Dorothy had it right - there’s no place like home. My last day at the office was so nice, we celebrated my last day with a pie - and it was so thoughtful. I’m going to miss them even though it’s only been a summer. I liked having something to do every day, a place to go. But it is so nice to be home. Of course moving out was a pain - I pushed a cart all the way across two avenues and down a block to bring my boxes to the UPS store to get them shipped home. The guy was so very nice, as I was all by myself trying to get it done. It was backed up in there, too. The cart, I might add, was enormous. I was able to fit three boxes, my big suitcase, my rollerboard, my briefcase, and my purse - and there was still plenty of room to spare. Of course, I could have just done it the easy way and used a cab, but for whatever reason I just felt better doing it this way. I felt kinda strange about it going there - what a pain it was. But on the way back, I was met with a fellow cart-pusher, and didn’t feel so crazy. Of course, when I passed two more I figured I’d started a trend. ; )
The use of flight as a method for travel has become incredibly obnoxious and inconvenient. Obnoxious because there’s always at least one crying baby or child on a plane. There’s nothing you can do to cope with that - especially if you’re sitting next to him or her. And the rest of us in the back of the plane can’t really escape it either, but it’s just a little less loud.
And you can never count on a flight to leave on time and arrive on time. It just doesn’t happen. I have yet to go on a flight in the past year that has been on time. I have come to hate flying, but it’s a necessary part of my life and as part of my job. The worst part is that despite the fact that these flights are almost always delayed, it does not mean that you can arrive later at the airport - and if you arrive after they have boarded you have no chance of getting on it - despite the fact the flight’s delayed anyway. Something has to be regulated! It’s driving consumers crazy! The price of flights, the unreliability of flights, and the general comfort of them has made flying so unenjoyable.
Now that I’m over that, I’m so happy to be back. I was greeted by my lovely mother and father at the gate, it was such a surprise! It really made my night. Of course I was prepared to battle politics with my father and discuss the current state of affairs at my house with my mother. My cousins were in town - and their best friend couple. There’s no place like home.

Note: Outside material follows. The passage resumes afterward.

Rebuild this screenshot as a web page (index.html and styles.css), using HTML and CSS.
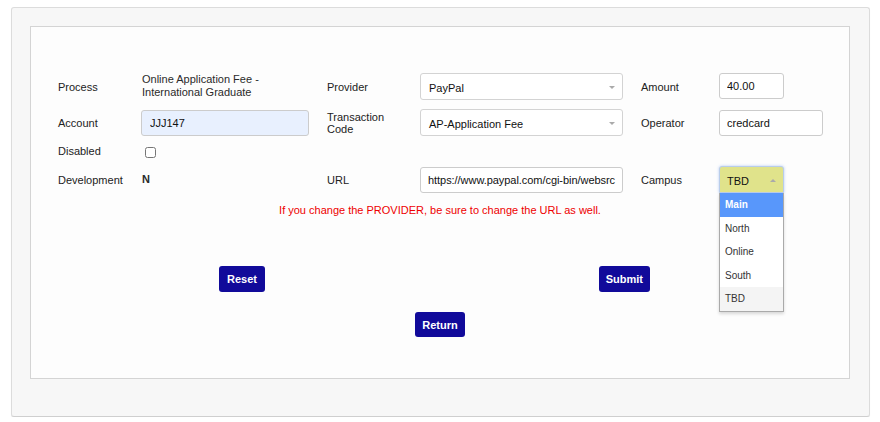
FILE: index.html
```html
<!DOCTYPE html>
<html lang="en">
<head>
<meta charset="UTF-8">
<meta name="viewport" content="width=device-width, initial-scale=1.0">
<title>Payment Provider</title>
<link rel="stylesheet" href="styles.css">
</head>
<body>
<div class="outer-panel">
  <div class="inner-panel">
    <div class="form-grid">
      <div class="label">Process</div>
      <div class="value wrap">Online Application Fee - International Graduate</div>
      <div class="label narrow">Provider</div>
      <div class="select wide"><span>PayPal</span><i class="caret"></i></div>
      <div class="label">Amount</div>
      <div><input class="text-input amount" type="text" value="40.00"></div>

      <div class="label">Account</div>
      <div><input class="text-input account" type="text" value="JJJ147"></div>
      <div class="label narrow">Transaction Code</div>
      <div class="select wide"><span>AP-Application Fee</span><i class="caret"></i></div>
      <div class="label">Operator</div>
      <div><input class="text-input operator" type="text" value="credcard"></div>

      <div class="label">Disabled</div>
      <div class="check-cell"><input type="checkbox" class="check"></div>

      <div class="label first">Development</div>
      <div class="value strong">N</div>
      <div class="label narrow">URL</div>
      <div><input class="text-input url" type="text" value="https://www.paypal.com/cgi-bin/websrc"></div>
      <div class="label">Campus</div>
      <div class="dropdown">
        <div class="select campus"><span>TBD</span><i class="caret up"></i></div>
        <ul class="dropdown-list">
          <li class="highlight">Main</li>
          <li>North</li>
          <li>Online</li>
          <li>South</li>
          <li class="selected">TBD</li>
        </ul>
      </div>
    </div>

    <p class="warning">If you change the PROVIDER, be sure to change the URL as well.</p>

    <div class="button-row">
      <button class="btn reset">Reset</button>
      <button class="btn">Submit</button>
    </div>
    <div class="return-row">
      <button class="btn return">Return</button>
    </div>
  </div>
</div>
</body>
</html>
```

FILE: styles.css
```css
body {
  margin: 0;
  background: #ffffff;
  font-family: 'Liberation Sans', Arial, sans-serif;
  font-size: 11px;
  color: #333;
}
.outer-panel {
  margin: 7px 10px 0 11px;
  padding: 18px 19px 37px 18px;
  background: #f7f7f7;
  border: 1px solid #dcdcdc;
  border-bottom-color: #cfcfcf;
  border-radius: 3px;
  box-shadow: 0 1px 1px rgba(0,0,0,0.06);
}
.inner-panel {
  height: 353px;
  box-sizing: border-box;
  background: #fdfdfd;
  border: 1px solid #d4d4d4;
  padding-top: 46px;
}
.form-grid {
  display: grid;
  grid-template-columns: 84px 185px 93px 221px 78px 1fr;
  grid-template-rows: 27px 27px 12px 27px;
  row-gap: 9px;
  align-items: center;
  padding-left: 27px;
}
.label {
  color: #222;
  line-height: 12px;
}
.label.narrow {
  max-width: 70px;
}
.label.first {
  grid-column-start: 1;
}
.value {
  color: #2a2a2a;
  line-height: 13px;
}
.value.wrap {
  max-width: 150px;
  margin-top: -2px;
}
.value.strong {
  font-weight: bold;
}
.text-input {
  display: block;
  box-sizing: border-box;
  height: 26px;
  padding: 0 7px;
  border: 1px solid #cccccc;
  border-radius: 3px;
  background: #fff;
  font-family: inherit;
  font-size: 11px;
  color: #111;
  outline: none;
}
.amount {
  width: 65px;
  margin-top: -2px;
}
.account {
  width: 168px;
  margin-left: -1px;
  background: #e8f0fe;
  padding-left: 8px;
}
.operator {
  width: 104px;
}
.url {
  width: 203px;
  padding-right: 0;
  letter-spacing: -0.05px;
}
.check-cell {
  display: flex;
  align-items: center;
}
.check {
  width: 11px;
  height: 11px;
  margin: 2px 0 0 3px;
}
.select {
  position: relative;
  box-sizing: border-box;
  height: 27px;
  display: flex;
  align-items: center;
  padding: 2px 8px 0;
  border: 1px solid #d3d3d3;
  border-radius: 3px;
  background: #fff;
  color: #111;
}
.select.wide {
  width: 203px;
}
.caret {
  position: absolute;
  right: 7px;
  top: 12px;
  width: 0;
  height: 0;
  border-left: 3px solid transparent;
  border-right: 3px solid transparent;
  border-top: 3px solid #aaa;
}
.caret.up {
  border-top: none;
  border-bottom: 3px solid #aaa;
}
.dropdown {
  position: relative;
  width: 65px;
}
.select.campus {
  width: 65px;
  background: #e0e38b;
  border-color: #b9cdea;
  border-radius: 3px 3px 0 0;
  box-shadow: 0 0 3px rgba(120,160,240,0.55);
  padding-left: 7px;
  font-size: 11px;
}
.dropdown-list {
  position: absolute;
  left: 0;
  top: 100%;
  width: 65px;
  box-sizing: border-box;
  margin: 0;
  padding: 0;
  list-style: none;
  background: #fff;
  border: 1px solid #aaaaaa;
  border-top: none;
  box-shadow: 0 2px 3px rgba(0,0,0,0.15);
  font-size: 10px;
  color: #333;
  z-index: 2;
}
.dropdown-list li {
  height: 23.6px;
  line-height: 23.6px;
  padding-left: 5px;
}
.dropdown-list li.highlight {
  background: #5897fb;
  color: #fff;
  font-weight: bold;
}
.dropdown-list li.selected {
  background: #f4f4f4;
}
.warning {
  margin: 10px 0 0;
  text-align: center;
  line-height: 14px;
  color: #ee0000;
}
.button-row {
  display: flex;
  justify-content: space-between;
  margin-top: 49px;
  padding: 0 199px 0 188px;
}
.return-row {
  display: flex;
  justify-content: center;
  margin-top: 20px;
}
.btn {
  height: 26px;
  padding: 0 7px;
  border: none;
  border-radius: 3px;
  background: #110a9a;
  color: #fff;
  font-family: inherit;
  font-size: 11px;
  font-weight: bold;
  cursor: pointer;
}
.btn.reset {
  padding: 0 8px;
}
.btn.return {
  height: 25px;
}
```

I like going out and exploring the world, but it sure is nice to have the love and support of your family. We went saw “Must Love Dogs” with Diane Lane and John Cusack. They didn’t have too much chemistry and well the movie just didn’t seem like it had much substance - though a lot of the lines from it were hilarious. More than anything, it reminded me of Napoleon.

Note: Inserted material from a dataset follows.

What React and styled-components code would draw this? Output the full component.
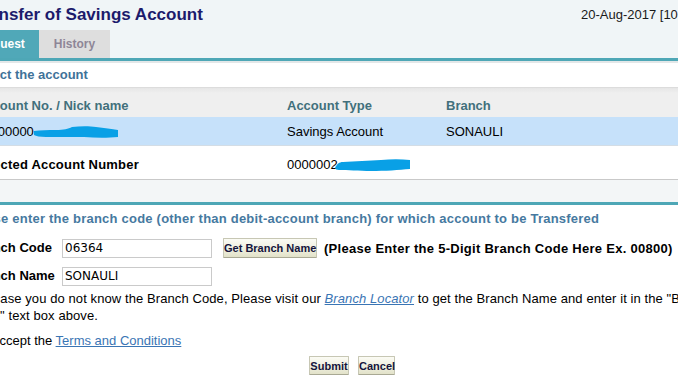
import React from "react";
import styled, { createGlobalStyle } from "styled-components";

const Global = createGlobalStyle`
  html, body { margin: 0; padding: 0; background: #fff; overflow: hidden; }
  body { font-family: "Liberation Sans", Arial, sans-serif; }
`;

const Page = styled.div`
  width: 718px;
  margin-left: -40px;
  font-family: "Liberation Sans", Arial, sans-serif;
  font-size: 13px;
  color: #000;
`;

const Header = styled.div`
  background: #f0f5f7;
  border-bottom: 3px solid #4ea7b6;
`;

const TitleRow = styled.div`
  display: flex;
  height: 30px;
`;

const Title = styled.h1`
  box-sizing: border-box;
  flex: 0 0 621px;
  margin: 0;
  padding: 5px 0 0 13px;
  font-size: 17px;
  line-height: 20px;
  font-weight: bold;
  color: #1c1b6c;
  white-space: nowrap;
`;

const DateText = styled.div`
  flex: 0 0 auto;
  padding-top: 7px;
  font-size: 13px;
  line-height: 15px;
  color: #1a1a1a;
  white-space: nowrap;
`;

const Tabs = styled.div`
  display: flex;
  height: 28px;
  padding-left: 3px;
`;

const Tab = styled.div`
  padding: 0 14.5px;
  line-height: 28px;
  font-size: 12px;
  font-weight: bold;
  background: ${(p) => (p.$active ? "#50a8b8" : "#dedede")};
  color: ${(p) => (p.$active ? "#ffffff" : "#8e8697")};
`;

const SelectBar = styled.div`
  border-top: 2px solid #e3e7e8;
  height: 24px;
  line-height: 24px;
  padding-left: 13px;
  font-weight: bold;
  color: #3f7299;
  background: #fff;
`;

const TableHead = styled.div`
  display: grid;
  grid-template-columns: 311px 159px 1fr;
  padding: 6px 0 0 16px;
  line-height: 23px;
  border-top: 1px solid #dcdcdc;
  background: linear-gradient(#e6e6e6, #efefef 5px, #efefef);
  font-weight: bold;
  color: #42707c;
`;

const SelectedRow = styled.div`
  display: grid;
  grid-template-columns: 311px 159px 1fr;
  padding: 1px 0 0 16px;
  line-height: 27px;
  background: #c6e1fa;
  border-bottom: 1px solid #d4dde5;
`;

const AccountRow = styled.div`
  display: grid;
  grid-template-columns: 314px 1fr;
  padding: 5px 0 0 13px;
  line-height: 28px;
  background: #fff;
  border-bottom: 1px solid #c9c9c9;
`;

const Label = styled.span`
  font-weight: bold;
  white-space: nowrap;
  letter-spacing: 0.2px;
`;

const Cell = styled.span`
  white-space: nowrap;
`;

const TableFoot = styled.div`
  height: 22px;
  background: #f3f6f7;
  border-bottom: 3px solid #4ea7b6;
`;

const Scribble = styled.svg`
  display: inline-block;
  vertical-align: -2px;
  margin-left: ${(p) => p.$shift || 0}px;
`;

const FormHeading = styled.div`
  padding: 5.5px 0 0 6px;
  line-height: 16px;
  font-weight: bold;
  letter-spacing: 0.22px;
  color: #4679a0;
  white-space: nowrap;
`;

const FieldRow = styled.div`
  display: flex;
  align-items: center;
  height: 20px;
  margin-top: ${(p) => p.$gap}px;
  padding-left: 11px;
`;

const FieldLabel = styled.span`
  width: 91px;
  font-weight: bold;
  white-space: nowrap;
  line-height: 20px;
`;

const TextInput = styled.input`
  box-sizing: border-box;
  width: 150px;
  height: 19px;
  margin: 0;
  padding: 0 2px;
  border: 1px solid #cacaca;
  font-family: "DejaVu Sans", Tahoma, sans-serif;
  font-size: 12px;
  color: #000;
  background: #fff;
  outline: none;
`;

const Btn = styled.button`
  box-sizing: border-box;
  width: ${(p) => p.$w}px;
  height: ${(p) => p.$h || 19}px;
  margin: 0;
  margin-left: ${(p) => p.$ml || 0}px;
  padding: 0;
  border: 1px solid #c7c7b4;
  border-bottom-color: #a9a994;
  border-radius: 1px;
  background: linear-gradient(#fbfbf4, #eeeedd 60%, #e2e2c9);
  font-family: "Liberation Sans", Arial, sans-serif;
  font-size: 11px;
  font-weight: bold;
  color: #14143c;
  white-space: nowrap;
`;

const Hint = styled.span`
  margin-left: ${(p) => p.$gap}px;
  font-weight: bold;
  letter-spacing: 0.28px;
  white-space: nowrap;
`;

const Note = styled.div`
  margin-top: 5px;
  padding-left: 5px;
  text-indent: 14px;
  line-height: 16.5px;
  letter-spacing: 0.09px;
  white-space: nowrap;
`;

const Link = styled.a`
  color: #3a75b4;
  text-decoration: underline;
  font-style: ${(p) => (p.$italic ? "italic" : "normal")};
`;

const AcceptRow = styled.div`
  display: flex;
  align-items: center;
  margin-top: 8.5px;
  padding-left: 8px;
  line-height: 16.5px;
  white-space: nowrap;
`;

const Check = styled.input`
  width: 13px;
  height: 13px;
  margin: 0 4px 0 0;
`;

const ButtonRow = styled.div`
  display: flex;
  gap: 9px;
  margin-top: 7px;
  padding-left: 349px;
`;

const BlueMark1 = () => (
  <Scribble width="84" height="12" viewBox="0 0 84 12">
    <path
      d="M0 5 C6 4 14 4 22 4 C30 4 34 3 38 1 C46 0 56 0 62 1 C70 2 78 3 84 4 L84 11 C74 12 62 12 50 11 C38 11 24 11 12 11 C6 11 2 10 0 9 Z"
      fill="#09a0e6"
    />
  </Scribble>
);

const BlueMark2 = () => (
  <Scribble width="75" height="12" viewBox="0 0 75 12" $shift={-3}>
    <path
      d="M0 9 C2 5 4 3 8 3 C20 2 34 2 46 1 C56 0 66 0 75 1 L75 10 C64 11 50 12 36 12 C24 12 12 11 4 11 C2 11 0 10 0 9 Z"
      fill="#09a0e6"
    />
  </Scribble>
);

export default function App() {
  return (
    <>
      <Global />
      <Page>
        <Header>
          <TitleRow>
            <Title>Transfer of Savings Account</Title>
            <DateText>20-Aug-2017 [10:42:18 AM]</DateText>
          </TitleRow>
          <Tabs>
            <Tab $active>Request</Tab>
            <Tab>History</Tab>
          </Tabs>
        </Header>

        <SelectBar>Select the account</SelectBar>

        <TableHead>
          <span>Account No. / Nick name</span>
          <span>Account Type</span>
          <span>Branch</span>
        </TableHead>
        <SelectedRow>
          <Cell>
            00000000
            <BlueMark1 />
          </Cell>
          <Cell>Savings Account</Cell>
          <Cell>SONAULI</Cell>
        </SelectedRow>
        <AccountRow>
          <Label>Selected Account Number</Label>
          <Cell>
            0000002
            <BlueMark2 />
          </Cell>
        </AccountRow>
        <TableFoot />

        <FormHeading>
          Please enter the branch code (other than debit-account branch) for which account to be Transfered
        </FormHeading>

        <FieldRow $gap={11.5}>
          <FieldLabel>Branch Code</FieldLabel>
          <TextInput defaultValue="06364" />
          <Btn $w={94} $h={20} $ml={11}>Get Branch Name</Btn>
          <Hint $gap={7}>(Please Enter the 5-Digit Branch Code Here Ex. 00800)</Hint>
        </FieldRow>
        <FieldRow $gap={8}>
          <FieldLabel>Branch Name</FieldLabel>
          <TextInput defaultValue="SONAULI" />
        </FieldRow>

        <Note>
          In case you do not know the Branch Code, Please visit our{" "}
          <Link $italic>Branch Locator</Link> to get the Branch Name and enter it in the "Branch
          <br />
          Name" text box above.
        </Note>

        <AcceptRow>
          <Check type="checkbox" />
          <span>
            I accept the <Link>Terms and Conditions</Link>
          </span>
        </AcceptRow>

        <ButtonRow>
          <Btn $w={40}>Submit</Btn>
          <Btn $w={37}>Cancel</Btn>
        </ButtonRow>
      </Page>
    </>
  );
}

My cousins have left - and now I will be living in my twin’s room as my Grandmother is sick and living with us. But I like having a house full of people and full of life. My little sister has adopted a “friend” and she is living with us. And of course my brother - the trouble maker - always telling it how it really is. And dunking me in the water while he’s at it. I’ve also been dying to see Caramel - my best guy friend - and an Indian who should have been born a white southern boy. He even calls himself white. Ah, such is life. He came to the beach with us today, it was so great seeing him again.
Here I am now, sitting on my porch, with my dog by my side, and the cat bugging the daylights out of him AND me. He’s been doing pretty poorly. He hovers outside by the door, and the porch is littered with spots of blood, where he anticipates someone to either come out and pet him or let him inside. He still managed a little grin when he saw me, and wagged his tail enough to compensate for the rest of the grin. I wash his mouth out every day - and try to feed him twice as much. But he’s still losing weight, and there’s nothing I can do. Cancer makes you feel so helpless.
The cancer has mutilated his nose and distorted his mouth. He’s nearing his end. The vet said we would know when is when. That you come to a point when you realize that he’s gone, and only suffering. He’s suffering but not in the physical sense - more in the sense that he can’t do many of the things he could and was allowed to do, like being inside. So he just stays by the door, wagging his tail, hoping against hope to be let in. His greatest love is to be with people, and to be by their side - a loyal best friend.
Since things have changed, and he has to stay outside, I make it a point to stay outside, too. He doesn’t mind being outside so much when I’m outside with him. I bring my laptop or a good book out on the blood spattered porch and we sit and watch the river. He bugs me every once in a while to get a pet on the head. I wonder am I in heaven here or am I in hell at the crossroads I am standing… I love the light that brings a smile across his face.
I found out the pizza man who comes here on a regular basis fixed him a doggie bone out of pizza dough. What a kind heart - I know that Napoleon really enjoyed it. When I found out, I just started crying - the kind of tears that come when you’re not expecting it. He’s sleeping so peacefully, I just hope he feels that way.